## Problem description
In the following material, identify every line holding the string "React" and return it.

## Available data

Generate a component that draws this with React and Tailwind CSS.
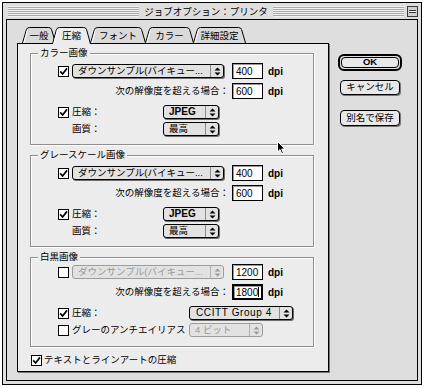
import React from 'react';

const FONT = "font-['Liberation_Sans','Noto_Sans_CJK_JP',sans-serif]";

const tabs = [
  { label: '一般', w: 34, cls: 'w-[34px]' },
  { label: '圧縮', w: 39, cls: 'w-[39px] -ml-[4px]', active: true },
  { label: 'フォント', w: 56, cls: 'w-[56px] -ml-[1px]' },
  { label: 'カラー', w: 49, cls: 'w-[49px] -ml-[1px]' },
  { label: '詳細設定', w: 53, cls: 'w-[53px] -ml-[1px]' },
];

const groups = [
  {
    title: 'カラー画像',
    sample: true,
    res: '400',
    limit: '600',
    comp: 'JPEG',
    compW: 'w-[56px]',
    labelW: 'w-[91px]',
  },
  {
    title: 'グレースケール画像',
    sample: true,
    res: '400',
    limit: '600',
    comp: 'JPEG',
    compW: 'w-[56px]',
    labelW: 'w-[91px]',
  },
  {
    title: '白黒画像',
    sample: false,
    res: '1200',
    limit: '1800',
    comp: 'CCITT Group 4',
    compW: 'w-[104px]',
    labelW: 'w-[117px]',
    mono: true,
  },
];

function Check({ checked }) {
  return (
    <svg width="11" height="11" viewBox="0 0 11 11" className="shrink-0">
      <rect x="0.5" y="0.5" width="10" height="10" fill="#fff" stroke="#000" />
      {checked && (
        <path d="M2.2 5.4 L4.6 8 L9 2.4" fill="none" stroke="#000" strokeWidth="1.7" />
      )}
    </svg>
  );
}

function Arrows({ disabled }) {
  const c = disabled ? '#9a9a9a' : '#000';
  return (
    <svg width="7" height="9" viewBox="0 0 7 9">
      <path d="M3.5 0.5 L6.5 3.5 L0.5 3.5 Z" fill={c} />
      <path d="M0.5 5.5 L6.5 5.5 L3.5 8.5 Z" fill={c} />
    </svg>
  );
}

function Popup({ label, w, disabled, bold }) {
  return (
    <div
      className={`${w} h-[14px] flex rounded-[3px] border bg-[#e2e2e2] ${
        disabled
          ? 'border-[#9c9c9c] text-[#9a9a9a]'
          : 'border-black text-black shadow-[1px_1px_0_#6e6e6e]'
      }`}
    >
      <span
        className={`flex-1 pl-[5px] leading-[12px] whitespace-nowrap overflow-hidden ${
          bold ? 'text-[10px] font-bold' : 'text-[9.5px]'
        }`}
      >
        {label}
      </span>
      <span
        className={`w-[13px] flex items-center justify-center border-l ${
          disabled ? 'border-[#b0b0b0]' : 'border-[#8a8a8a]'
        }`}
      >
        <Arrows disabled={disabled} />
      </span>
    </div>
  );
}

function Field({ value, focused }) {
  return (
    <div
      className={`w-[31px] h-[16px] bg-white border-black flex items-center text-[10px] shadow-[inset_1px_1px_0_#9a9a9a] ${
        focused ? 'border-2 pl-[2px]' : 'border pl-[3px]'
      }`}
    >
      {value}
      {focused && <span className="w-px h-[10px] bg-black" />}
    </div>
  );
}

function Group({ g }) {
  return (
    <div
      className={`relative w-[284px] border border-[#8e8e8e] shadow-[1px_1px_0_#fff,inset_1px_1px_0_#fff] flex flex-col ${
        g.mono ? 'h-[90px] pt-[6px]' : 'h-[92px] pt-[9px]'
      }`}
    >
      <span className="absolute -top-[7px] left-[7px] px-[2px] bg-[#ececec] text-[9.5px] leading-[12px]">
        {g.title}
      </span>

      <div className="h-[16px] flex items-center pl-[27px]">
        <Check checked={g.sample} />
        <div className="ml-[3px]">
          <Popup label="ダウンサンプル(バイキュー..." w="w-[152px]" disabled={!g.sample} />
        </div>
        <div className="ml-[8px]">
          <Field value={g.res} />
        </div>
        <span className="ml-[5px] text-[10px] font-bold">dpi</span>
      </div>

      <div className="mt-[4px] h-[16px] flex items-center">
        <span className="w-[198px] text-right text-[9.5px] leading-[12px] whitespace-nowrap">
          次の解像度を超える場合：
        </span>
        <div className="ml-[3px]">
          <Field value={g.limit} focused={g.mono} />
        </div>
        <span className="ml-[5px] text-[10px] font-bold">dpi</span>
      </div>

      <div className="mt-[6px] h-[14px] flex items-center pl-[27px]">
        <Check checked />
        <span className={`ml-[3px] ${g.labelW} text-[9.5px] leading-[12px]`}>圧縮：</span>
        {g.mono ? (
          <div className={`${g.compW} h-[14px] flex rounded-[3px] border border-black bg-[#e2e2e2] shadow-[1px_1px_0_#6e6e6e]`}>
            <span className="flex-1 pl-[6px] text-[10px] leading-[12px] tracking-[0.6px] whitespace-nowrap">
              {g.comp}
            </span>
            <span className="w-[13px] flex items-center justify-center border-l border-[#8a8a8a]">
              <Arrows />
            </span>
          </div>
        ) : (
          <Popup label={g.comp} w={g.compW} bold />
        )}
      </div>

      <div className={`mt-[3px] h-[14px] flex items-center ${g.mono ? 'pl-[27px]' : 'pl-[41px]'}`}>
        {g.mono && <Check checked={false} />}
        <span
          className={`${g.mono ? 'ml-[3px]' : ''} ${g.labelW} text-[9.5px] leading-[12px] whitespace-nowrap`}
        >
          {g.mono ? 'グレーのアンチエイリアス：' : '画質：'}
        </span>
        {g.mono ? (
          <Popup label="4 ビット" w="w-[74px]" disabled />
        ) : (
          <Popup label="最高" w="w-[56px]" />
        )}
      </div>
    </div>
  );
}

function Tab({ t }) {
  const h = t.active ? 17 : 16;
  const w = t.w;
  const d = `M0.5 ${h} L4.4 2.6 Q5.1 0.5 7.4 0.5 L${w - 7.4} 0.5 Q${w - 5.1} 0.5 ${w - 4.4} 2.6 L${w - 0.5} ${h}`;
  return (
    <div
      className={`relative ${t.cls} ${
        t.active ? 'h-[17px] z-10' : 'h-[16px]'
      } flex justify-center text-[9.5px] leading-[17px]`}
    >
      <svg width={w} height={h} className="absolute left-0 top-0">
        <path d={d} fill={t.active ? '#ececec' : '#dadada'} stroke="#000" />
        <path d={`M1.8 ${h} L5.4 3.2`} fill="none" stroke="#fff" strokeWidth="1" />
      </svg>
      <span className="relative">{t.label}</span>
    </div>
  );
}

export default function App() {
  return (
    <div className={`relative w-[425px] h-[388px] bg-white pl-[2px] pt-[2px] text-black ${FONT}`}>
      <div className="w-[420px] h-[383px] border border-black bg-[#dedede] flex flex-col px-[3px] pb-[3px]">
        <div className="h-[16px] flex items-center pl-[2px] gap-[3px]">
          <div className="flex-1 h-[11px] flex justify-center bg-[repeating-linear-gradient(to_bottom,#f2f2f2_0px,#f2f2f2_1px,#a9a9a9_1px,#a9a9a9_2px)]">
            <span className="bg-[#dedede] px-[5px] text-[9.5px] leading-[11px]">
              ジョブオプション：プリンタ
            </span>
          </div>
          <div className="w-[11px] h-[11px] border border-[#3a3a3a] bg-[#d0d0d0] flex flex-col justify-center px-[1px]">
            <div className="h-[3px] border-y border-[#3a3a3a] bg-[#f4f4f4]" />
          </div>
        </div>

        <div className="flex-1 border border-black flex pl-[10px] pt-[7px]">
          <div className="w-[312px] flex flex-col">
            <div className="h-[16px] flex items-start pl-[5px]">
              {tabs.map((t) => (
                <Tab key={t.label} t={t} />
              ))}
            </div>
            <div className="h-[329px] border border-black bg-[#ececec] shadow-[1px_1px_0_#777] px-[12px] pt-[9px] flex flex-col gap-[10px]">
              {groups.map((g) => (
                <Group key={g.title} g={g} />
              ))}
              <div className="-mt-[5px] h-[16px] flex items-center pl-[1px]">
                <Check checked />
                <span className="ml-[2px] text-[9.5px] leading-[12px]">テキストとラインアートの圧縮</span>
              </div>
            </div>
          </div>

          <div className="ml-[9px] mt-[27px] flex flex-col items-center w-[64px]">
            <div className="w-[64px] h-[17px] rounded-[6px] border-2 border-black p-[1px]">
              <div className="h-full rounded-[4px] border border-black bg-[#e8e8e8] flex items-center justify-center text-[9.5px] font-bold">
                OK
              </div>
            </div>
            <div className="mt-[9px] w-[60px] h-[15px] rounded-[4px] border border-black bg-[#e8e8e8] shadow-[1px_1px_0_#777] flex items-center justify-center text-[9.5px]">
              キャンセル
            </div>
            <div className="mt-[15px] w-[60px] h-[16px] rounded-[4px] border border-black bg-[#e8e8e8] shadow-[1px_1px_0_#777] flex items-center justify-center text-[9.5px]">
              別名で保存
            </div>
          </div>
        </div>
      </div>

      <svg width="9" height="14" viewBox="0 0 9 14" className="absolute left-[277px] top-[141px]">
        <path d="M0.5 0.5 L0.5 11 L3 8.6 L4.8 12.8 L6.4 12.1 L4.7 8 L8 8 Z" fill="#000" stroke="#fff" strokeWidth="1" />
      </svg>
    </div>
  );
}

## Reply to the task
Generate a component that draws this with React and Tailwind CSS.
import React from 'react';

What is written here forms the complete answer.